What needs to be done:
Write the material out again in full, word for word. Do not include the pictures.

※ ※ ※

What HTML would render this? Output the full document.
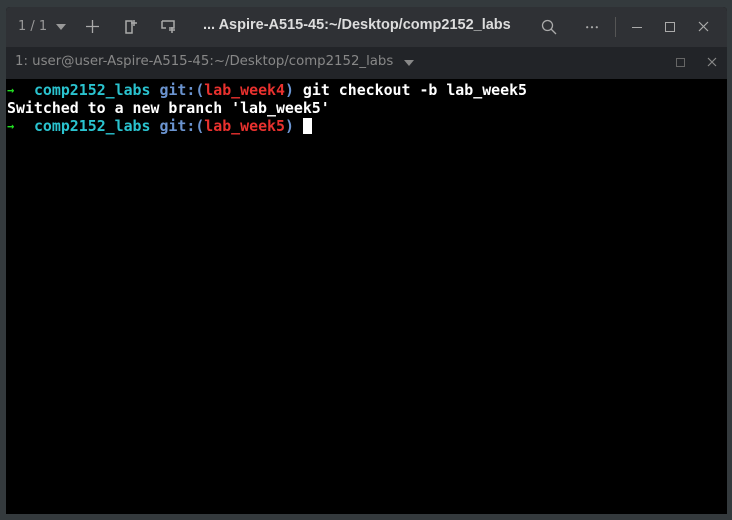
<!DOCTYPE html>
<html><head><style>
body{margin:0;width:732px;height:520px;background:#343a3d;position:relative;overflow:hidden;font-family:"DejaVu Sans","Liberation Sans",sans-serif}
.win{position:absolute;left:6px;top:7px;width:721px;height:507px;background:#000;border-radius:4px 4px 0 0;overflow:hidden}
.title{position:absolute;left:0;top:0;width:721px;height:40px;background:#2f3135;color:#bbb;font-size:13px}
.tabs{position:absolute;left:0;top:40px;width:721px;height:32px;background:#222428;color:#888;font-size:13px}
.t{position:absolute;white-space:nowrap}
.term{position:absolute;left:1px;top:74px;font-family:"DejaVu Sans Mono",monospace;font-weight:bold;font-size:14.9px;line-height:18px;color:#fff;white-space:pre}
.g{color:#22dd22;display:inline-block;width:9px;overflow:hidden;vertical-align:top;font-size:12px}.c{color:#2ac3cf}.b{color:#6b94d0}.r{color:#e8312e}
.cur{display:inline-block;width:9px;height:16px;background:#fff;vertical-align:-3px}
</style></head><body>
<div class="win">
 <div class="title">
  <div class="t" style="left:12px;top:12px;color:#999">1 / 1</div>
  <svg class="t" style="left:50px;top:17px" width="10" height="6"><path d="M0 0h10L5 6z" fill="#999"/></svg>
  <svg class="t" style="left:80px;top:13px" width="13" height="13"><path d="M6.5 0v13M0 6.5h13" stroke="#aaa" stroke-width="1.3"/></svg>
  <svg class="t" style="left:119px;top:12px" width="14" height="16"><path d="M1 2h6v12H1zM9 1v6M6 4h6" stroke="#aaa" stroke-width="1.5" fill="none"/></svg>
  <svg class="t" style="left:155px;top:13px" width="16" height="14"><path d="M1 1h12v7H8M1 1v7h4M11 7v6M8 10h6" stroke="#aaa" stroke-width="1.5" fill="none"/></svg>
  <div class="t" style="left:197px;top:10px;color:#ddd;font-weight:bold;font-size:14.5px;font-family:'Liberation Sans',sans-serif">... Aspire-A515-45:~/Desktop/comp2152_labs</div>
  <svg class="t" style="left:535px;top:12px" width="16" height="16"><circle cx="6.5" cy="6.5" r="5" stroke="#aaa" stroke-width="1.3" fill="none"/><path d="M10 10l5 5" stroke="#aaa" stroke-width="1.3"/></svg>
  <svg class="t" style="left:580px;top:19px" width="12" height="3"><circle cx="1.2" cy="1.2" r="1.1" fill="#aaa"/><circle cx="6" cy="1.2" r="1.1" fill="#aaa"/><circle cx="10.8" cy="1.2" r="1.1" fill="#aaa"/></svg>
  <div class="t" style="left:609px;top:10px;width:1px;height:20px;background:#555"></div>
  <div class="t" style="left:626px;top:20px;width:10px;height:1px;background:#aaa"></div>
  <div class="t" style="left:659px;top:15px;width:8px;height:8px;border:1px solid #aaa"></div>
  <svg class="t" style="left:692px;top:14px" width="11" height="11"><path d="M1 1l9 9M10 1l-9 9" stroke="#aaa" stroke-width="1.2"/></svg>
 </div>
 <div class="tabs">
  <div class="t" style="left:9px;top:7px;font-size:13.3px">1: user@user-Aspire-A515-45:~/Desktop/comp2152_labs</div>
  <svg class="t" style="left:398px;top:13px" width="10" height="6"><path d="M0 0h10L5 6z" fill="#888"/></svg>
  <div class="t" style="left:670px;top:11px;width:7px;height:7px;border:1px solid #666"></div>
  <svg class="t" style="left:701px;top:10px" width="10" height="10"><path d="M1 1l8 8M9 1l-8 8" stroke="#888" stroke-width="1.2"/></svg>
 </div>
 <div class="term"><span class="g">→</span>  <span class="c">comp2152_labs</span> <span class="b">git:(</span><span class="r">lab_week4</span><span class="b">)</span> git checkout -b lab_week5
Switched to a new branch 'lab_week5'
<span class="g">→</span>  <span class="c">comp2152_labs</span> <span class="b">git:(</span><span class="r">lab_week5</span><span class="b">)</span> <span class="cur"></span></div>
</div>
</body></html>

※ ※ ※

Exercise answer:
What HTML would render this? Output the full document.
<!DOCTYPE html>
<html><head><style>
body{margin:0;width:732px;height:520px;background:#343a3d;position:relative;overflow:hidden;font-family:"DejaVu Sans","Liberation Sans",sans-serif}
.win{position:absolute;left:6px;top:7px;width:721px;height:507px;background:#000;border-radius:4px 4px 0 0;overflow:hidden}
.title{position:absolute;left:0;top:0;width:721px;height:40px;background:#2f3135;color:#bbb;font-size:13px}
.tabs{position:absolute;left:0;top:40px;width:721px;height:32px;background:#222428;color:#888;font-size:13px}
.t{position:absolute;white-space:nowrap}
.term{position:absolute;left:1px;top:74px;font-family:"DejaVu Sans Mono",monospace;font-weight:bold;font-size:14.9px;line-height:18px;color:#fff;white-space:pre}
.g{color:#22dd22;display:inline-block;width:9px;overflow:hidden;vertical-align:top;font-size:12px}.c{color:#2ac3cf}.b{color:#6b94d0}.r{color:#e8312e}
.cur{display:inline-block;width:9px;height:16px;background:#fff;vertical-align:-3px}
</style></head><body>
<div class="win">
 <div class="title">
  <div class="t" style="left:12px;top:12px;color:#999">1 / 1</div>
  <svg class="t" style="left:50px;top:17px" width="10" height="6"><path d="M0 0h10L5 6z" fill="#999"/></svg>
  <svg class="t" style="left:80px;top:13px" width="13" height="13"><path d="M6.5 0v13M0 6.5h13" stroke="#aaa" stroke-width="1.3"/></svg>
  <svg class="t" style="left:119px;top:12px" width="14" height="16"><path d="M1 2h6v12H1zM9 1v6M6 4h6" stroke="#aaa" stroke-width="1.5" fill="none"/></svg>
  <svg class="t" style="left:155px;top:13px" width="16" height="14"><path d="M1 1h12v7H8M1 1v7h4M11 7v6M8 10h6" stroke="#aaa" stroke-width="1.5" fill="none"/></svg>
  <div class="t" style="left:197px;top:10px;color:#ddd;font-weight:bold;font-size:14.5px;font-family:'Liberation Sans',sans-serif">... Aspire-A515-45:~/Desktop/comp2152_labs</div>
  <svg class="t" style="left:535px;top:12px" width="16" height="16"><circle cx="6.5" cy="6.5" r="5" stroke="#aaa" stroke-width="1.3" fill="none"/><path d="M10 10l5 5" stroke="#aaa" stroke-width="1.3"/></svg>
  <svg class="t" style="left:580px;top:19px" width="12" height="3"><circle cx="1.2" cy="1.2" r="1.1" fill="#aaa"/><circle cx="6" cy="1.2" r="1.1" fill="#aaa"/><circle cx="10.8" cy="1.2" r="1.1" fill="#aaa"/></svg>
  <div class="t" style="left:609px;top:10px;width:1px;height:20px;background:#555"></div>
  <div class="t" style="left:626px;top:20px;width:10px;height:1px;background:#aaa"></div>
  <div class="t" style="left:659px;top:15px;width:8px;height:8px;border:1px solid #aaa"></div>
  <svg class="t" style="left:692px;top:14px" width="11" height="11"><path d="M1 1l9 9M10 1l-9 9" stroke="#aaa" stroke-width="1.2"/></svg>
 </div>
 <div class="tabs">
  <div class="t" style="left:9px;top:7px;font-size:13.3px">1: user@user-Aspire-A515-45:~/Desktop/comp2152_labs</div>
  <svg class="t" style="left:398px;top:13px" width="10" height="6"><path d="M0 0h10L5 6z" fill="#888"/></svg>
  <div class="t" style="left:670px;top:11px;width:7px;height:7px;border:1px solid #666"></div>
  <svg class="t" style="left:701px;top:10px" width="10" height="10"><path d="M1 1l8 8M9 1l-8 8" stroke="#888" stroke-width="1.2"/></svg>
 </div>
 <div class="term"><span class="g">→</span>  <span class="c">comp2152_labs</span> <span class="b">git:(</span><span class="r">lab_week4</span><span class="b">)</span> git checkout -b lab_week5
Switched to a new branch 'lab_week5'
<span class="g">→</span>  <span class="c">comp2152_labs</span> <span class="b">git:(</span><span class="r">lab_week5</span><span class="b">)</span> <span class="cur"></span></div>
</div>
</body></html>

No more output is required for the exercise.